▶ [Data provided]:
++++
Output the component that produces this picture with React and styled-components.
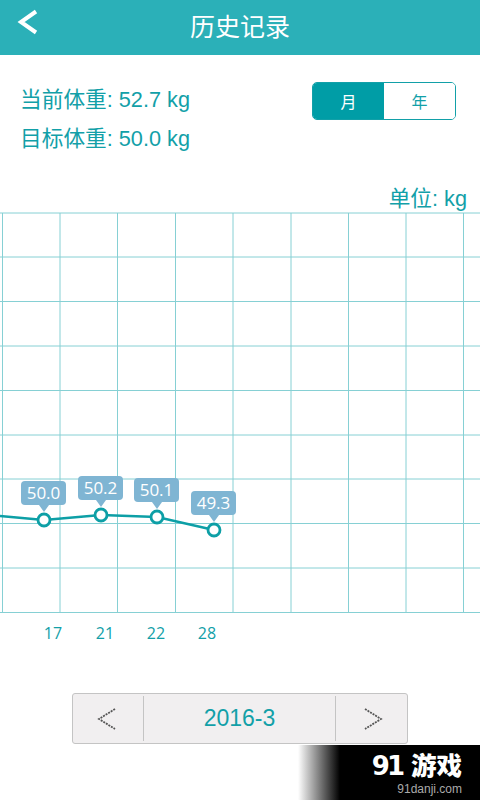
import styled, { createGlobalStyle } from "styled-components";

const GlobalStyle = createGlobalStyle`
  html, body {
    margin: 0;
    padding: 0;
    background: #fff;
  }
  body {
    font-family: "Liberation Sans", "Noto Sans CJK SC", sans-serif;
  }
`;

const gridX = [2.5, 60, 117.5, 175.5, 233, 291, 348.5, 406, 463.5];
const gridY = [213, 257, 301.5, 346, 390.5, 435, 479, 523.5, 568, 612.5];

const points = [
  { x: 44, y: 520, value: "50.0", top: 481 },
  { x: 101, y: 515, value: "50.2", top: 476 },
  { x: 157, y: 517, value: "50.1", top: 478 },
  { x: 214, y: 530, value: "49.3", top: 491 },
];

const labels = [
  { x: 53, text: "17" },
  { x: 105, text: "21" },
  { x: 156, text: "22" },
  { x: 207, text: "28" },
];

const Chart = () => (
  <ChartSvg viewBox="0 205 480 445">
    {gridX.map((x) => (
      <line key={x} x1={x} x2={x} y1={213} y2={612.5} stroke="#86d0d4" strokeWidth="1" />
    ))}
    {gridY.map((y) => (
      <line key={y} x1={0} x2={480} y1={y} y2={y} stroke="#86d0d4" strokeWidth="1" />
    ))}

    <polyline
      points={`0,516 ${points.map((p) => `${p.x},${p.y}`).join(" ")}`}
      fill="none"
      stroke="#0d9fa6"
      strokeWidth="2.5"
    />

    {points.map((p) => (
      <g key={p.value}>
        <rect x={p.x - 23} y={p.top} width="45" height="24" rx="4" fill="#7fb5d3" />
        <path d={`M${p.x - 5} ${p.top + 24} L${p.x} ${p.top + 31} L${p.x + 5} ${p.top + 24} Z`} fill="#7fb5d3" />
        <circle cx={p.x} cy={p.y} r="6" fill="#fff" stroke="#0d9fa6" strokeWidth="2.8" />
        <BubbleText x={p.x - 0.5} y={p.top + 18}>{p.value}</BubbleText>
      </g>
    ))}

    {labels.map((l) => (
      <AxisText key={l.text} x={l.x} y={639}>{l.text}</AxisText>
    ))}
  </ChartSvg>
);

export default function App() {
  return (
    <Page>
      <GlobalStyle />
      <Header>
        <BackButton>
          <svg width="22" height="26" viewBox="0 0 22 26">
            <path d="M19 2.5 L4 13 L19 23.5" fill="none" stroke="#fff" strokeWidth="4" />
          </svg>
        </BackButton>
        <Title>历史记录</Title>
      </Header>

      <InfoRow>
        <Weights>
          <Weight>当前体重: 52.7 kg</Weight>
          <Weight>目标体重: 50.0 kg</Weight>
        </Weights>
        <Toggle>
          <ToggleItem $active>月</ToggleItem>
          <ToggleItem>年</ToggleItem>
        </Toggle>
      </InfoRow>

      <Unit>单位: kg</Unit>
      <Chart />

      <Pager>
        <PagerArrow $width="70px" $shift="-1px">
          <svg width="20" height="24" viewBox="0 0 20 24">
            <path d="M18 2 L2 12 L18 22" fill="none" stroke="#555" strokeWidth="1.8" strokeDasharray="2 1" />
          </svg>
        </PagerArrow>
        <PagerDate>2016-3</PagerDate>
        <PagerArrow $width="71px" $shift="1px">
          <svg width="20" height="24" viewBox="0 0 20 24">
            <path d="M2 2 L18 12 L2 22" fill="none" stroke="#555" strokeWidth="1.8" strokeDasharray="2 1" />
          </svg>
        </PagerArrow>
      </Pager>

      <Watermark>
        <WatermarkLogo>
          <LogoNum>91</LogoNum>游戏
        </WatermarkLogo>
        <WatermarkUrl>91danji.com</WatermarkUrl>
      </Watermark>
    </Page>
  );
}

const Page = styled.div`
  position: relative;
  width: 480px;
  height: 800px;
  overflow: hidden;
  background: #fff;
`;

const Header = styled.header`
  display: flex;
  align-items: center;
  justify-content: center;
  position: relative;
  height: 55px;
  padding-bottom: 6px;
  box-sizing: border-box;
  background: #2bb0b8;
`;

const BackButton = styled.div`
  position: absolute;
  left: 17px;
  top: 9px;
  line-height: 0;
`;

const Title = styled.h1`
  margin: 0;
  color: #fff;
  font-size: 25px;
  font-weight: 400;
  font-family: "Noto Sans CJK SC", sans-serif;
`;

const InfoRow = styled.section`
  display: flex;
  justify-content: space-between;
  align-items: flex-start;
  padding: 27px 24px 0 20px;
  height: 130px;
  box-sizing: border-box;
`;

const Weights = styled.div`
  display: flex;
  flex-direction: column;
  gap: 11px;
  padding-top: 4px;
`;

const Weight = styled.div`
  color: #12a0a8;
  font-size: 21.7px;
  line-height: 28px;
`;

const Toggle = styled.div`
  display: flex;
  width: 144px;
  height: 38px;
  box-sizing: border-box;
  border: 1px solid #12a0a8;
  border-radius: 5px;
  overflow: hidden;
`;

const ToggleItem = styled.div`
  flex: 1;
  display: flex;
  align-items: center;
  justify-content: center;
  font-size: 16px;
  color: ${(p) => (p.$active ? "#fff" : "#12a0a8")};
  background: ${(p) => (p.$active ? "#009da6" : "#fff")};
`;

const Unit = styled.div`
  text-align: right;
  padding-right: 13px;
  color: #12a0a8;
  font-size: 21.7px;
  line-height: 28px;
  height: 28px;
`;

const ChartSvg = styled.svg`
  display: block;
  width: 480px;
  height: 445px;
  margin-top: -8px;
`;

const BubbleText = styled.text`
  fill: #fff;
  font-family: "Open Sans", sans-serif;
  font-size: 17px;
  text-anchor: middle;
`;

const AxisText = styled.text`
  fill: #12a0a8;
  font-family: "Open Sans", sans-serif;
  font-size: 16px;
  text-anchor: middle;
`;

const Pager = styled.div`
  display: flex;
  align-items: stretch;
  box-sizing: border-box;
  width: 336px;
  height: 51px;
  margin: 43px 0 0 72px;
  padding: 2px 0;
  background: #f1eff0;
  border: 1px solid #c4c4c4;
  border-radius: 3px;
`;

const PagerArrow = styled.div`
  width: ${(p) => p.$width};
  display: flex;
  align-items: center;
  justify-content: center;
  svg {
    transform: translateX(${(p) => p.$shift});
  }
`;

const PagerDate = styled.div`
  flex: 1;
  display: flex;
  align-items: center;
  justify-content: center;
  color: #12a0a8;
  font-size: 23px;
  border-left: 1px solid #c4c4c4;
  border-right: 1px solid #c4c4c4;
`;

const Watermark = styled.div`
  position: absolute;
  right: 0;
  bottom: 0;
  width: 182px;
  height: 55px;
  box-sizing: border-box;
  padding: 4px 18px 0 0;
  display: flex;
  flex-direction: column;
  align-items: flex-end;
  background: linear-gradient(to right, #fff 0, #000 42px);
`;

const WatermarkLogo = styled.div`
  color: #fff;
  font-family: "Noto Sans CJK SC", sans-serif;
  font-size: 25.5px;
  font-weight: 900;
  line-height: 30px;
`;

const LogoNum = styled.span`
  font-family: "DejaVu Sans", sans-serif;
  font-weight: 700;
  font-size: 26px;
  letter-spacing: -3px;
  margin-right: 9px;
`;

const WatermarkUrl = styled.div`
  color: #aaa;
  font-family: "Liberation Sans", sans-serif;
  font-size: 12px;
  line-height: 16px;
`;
++++
▶ [Goal]: Copy the material above in full and exactly, skipping pictures.

▶ [Expected answer]:
Output the component that produces this picture with React and styled-components.
import styled, { createGlobalStyle } from "styled-components";

const GlobalStyle = createGlobalStyle`
  html, body {
    margin: 0;
    padding: 0;
    background: #fff;
  }
  body {
    font-family: "Liberation Sans", "Noto Sans CJK SC", sans-serif;
  }
`;

const gridX = [2.5, 60, 117.5, 175.5, 233, 291, 348.5, 406, 463.5];
const gridY = [213, 257, 301.5, 346, 390.5, 435, 479, 523.5, 568, 612.5];

const points = [
  { x: 44, y: 520, value: "50.0", top: 481 },
  { x: 101, y: 515, value: "50.2", top: 476 },
  { x: 157, y: 517, value: "50.1", top: 478 },
  { x: 214, y: 530, value: "49.3", top: 491 },
];

const labels = [
  { x: 53, text: "17" },
  { x: 105, text: "21" },
  { x: 156, text: "22" },
  { x: 207, text: "28" },
];

const Chart = () => (
  <ChartSvg viewBox="0 205 480 445">
    {gridX.map((x) => (
      <line key={x} x1={x} x2={x} y1={213} y2={612.5} stroke="#86d0d4" strokeWidth="1" />
    ))}
    {gridY.map((y) => (
      <line key={y} x1={0} x2={480} y1={y} y2={y} stroke="#86d0d4" strokeWidth="1" />
    ))}

    <polyline
      points={`0,516 ${points.map((p) => `${p.x},${p.y}`).join(" ")}`}
      fill="none"
      stroke="#0d9fa6"
      strokeWidth="2.5"
    />

    {points.map((p) => (
      <g key={p.value}>
        <rect x={p.x - 23} y={p.top} width="45" height="24" rx="4" fill="#7fb5d3" />
        <path d={`M${p.x - 5} ${p.top + 24} L${p.x} ${p.top + 31} L${p.x + 5} ${p.top + 24} Z`} fill="#7fb5d3" />
        <circle cx={p.x} cy={p.y} r="6" fill="#fff" stroke="#0d9fa6" strokeWidth="2.8" />
        <BubbleText x={p.x - 0.5} y={p.top + 18}>{p.value}</BubbleText>
      </g>
    ))}

    {labels.map((l) => (
      <AxisText key={l.text} x={l.x} y={639}>{l.text}</AxisText>
    ))}
  </ChartSvg>
);

export default function App() {
  return (
    <Page>
      <GlobalStyle />
      <Header>
        <BackButton>
          <svg width="22" height="26" viewBox="0 0 22 26">
            <path d="M19 2.5 L4 13 L19 23.5" fill="none" stroke="#fff" strokeWidth="4" />
          </svg>
        </BackButton>
        <Title>历史记录</Title>
      </Header>

      <InfoRow>
        <Weights>
          <Weight>当前体重: 52.7 kg</Weight>
          <Weight>目标体重: 50.0 kg</Weight>
        </Weights>
        <Toggle>
          <ToggleItem $active>月</ToggleItem>
          <ToggleItem>年</ToggleItem>
        </Toggle>
      </InfoRow>

      <Unit>单位: kg</Unit>
      <Chart />

      <Pager>
        <PagerArrow $width="70px" $shift="-1px">
          <svg width="20" height="24" viewBox="0 0 20 24">
            <path d="M18 2 L2 12 L18 22" fill="none" stroke="#555" strokeWidth="1.8" strokeDasharray="2 1" />
          </svg>
        </PagerArrow>
        <PagerDate>2016-3</PagerDate>
        <PagerArrow $width="71px" $shift="1px">
          <svg width="20" height="24" viewBox="0 0 20 24">
            <path d="M2 2 L18 12 L2 22" fill="none" stroke="#555" strokeWidth="1.8" strokeDasharray="2 1" />
          </svg>
        </PagerArrow>
      </Pager>

      <Watermark>
        <WatermarkLogo>
          <LogoNum>91</LogoNum>游戏
        </WatermarkLogo>
        <WatermarkUrl>91danji.com</WatermarkUrl>
      </Watermark>
    </Page>
  );
}

const Page = styled.div`
  position: relative;
  width: 480px;
  height: 800px;
  overflow: hidden;
  background: #fff;
`;

const Header = styled.header`
  display: flex;
  align-items: center;
  justify-content: center;
  position: relative;
  height: 55px;
  padding-bottom: 6px;
  box-sizing: border-box;
  background: #2bb0b8;
`;

const BackButton = styled.div`
  position: absolute;
  left: 17px;
  top: 9px;
  line-height: 0;
`;

const Title = styled.h1`
  margin: 0;
  color: #fff;
  font-size: 25px;
  font-weight: 400;
  font-family: "Noto Sans CJK SC", sans-serif;
`;

const InfoRow = styled.section`
  display: flex;
  justify-content: space-between;
  align-items: flex-start;
  padding: 27px 24px 0 20px;
  height: 130px;
  box-sizing: border-box;
`;

const Weights = styled.div`
  display: flex;
  flex-direction: column;
  gap: 11px;
  padding-top: 4px;
`;

const Weight = styled.div`
  color: #12a0a8;
  font-size: 21.7px;
  line-height: 28px;
`;

const Toggle = styled.div`
  display: flex;
  width: 144px;
  height: 38px;
  box-sizing: border-box;
  border: 1px solid #12a0a8;
  border-radius: 5px;
  overflow: hidden;
`;

const ToggleItem = styled.div`
  flex: 1;
  display: flex;
  align-items: center;
  justify-content: center;
  font-size: 16px;
  color: ${(p) => (p.$active ? "#fff" : "#12a0a8")};
  background: ${(p) => (p.$active ? "#009da6" : "#fff")};
`;

const Unit = styled.div`
  text-align: right;
  padding-right: 13px;
  color: #12a0a8;
  font-size: 21.7px;
  line-height: 28px;
  height: 28px;
`;

const ChartSvg = styled.svg`
  display: block;
  width: 480px;
  height: 445px;
  margin-top: -8px;
`;

const BubbleText = styled.text`
  fill: #fff;
  font-family: "Open Sans", sans-serif;
  font-size: 17px;
  text-anchor: middle;
`;

const AxisText = styled.text`
  fill: #12a0a8;
  font-family: "Open Sans", sans-serif;
  font-size: 16px;
  text-anchor: middle;
`;

const Pager = styled.div`
  display: flex;
  align-items: stretch;
  box-sizing: border-box;
  width: 336px;
  height: 51px;
  margin: 43px 0 0 72px;
  padding: 2px 0;
  background: #f1eff0;
  border: 1px solid #c4c4c4;
  border-radius: 3px;
`;

const PagerArrow = styled.div`
  width: ${(p) => p.$width};
  display: flex;
  align-items: center;
  justify-content: center;
  svg {
    transform: translateX(${(p) => p.$shift});
  }
`;

const PagerDate = styled.div`
  flex: 1;
  display: flex;
  align-items: center;
  justify-content: center;
  color: #12a0a8;
  font-size: 23px;
  border-left: 1px solid #c4c4c4;
  border-right: 1px solid #c4c4c4;
`;

const Watermark = styled.div`
  position: absolute;
  right: 0;
  bottom: 0;
  width: 182px;
  height: 55px;
  box-sizing: border-box;
  padding: 4px 18px 0 0;
  display: flex;
  flex-direction: column;
  align-items: flex-end;
  background: linear-gradient(to right, #fff 0, #000 42px);
`;

const WatermarkLogo = styled.div`
  color: #fff;
  font-family: "Noto Sans CJK SC", sans-serif;
  font-size: 25.5px;
  font-weight: 900;
  line-height: 30px;
`;

const LogoNum = styled.span`
  font-family: "DejaVu Sans", sans-serif;
  font-weight: 700;
  font-size: 26px;
  letter-spacing: -3px;
  margin-right: 9px;
`;

const WatermarkUrl = styled.div`
  color: #aaa;
  font-family: "Liberation Sans", sans-serif;
  font-size: 12px;
  line-height: 16px;
`;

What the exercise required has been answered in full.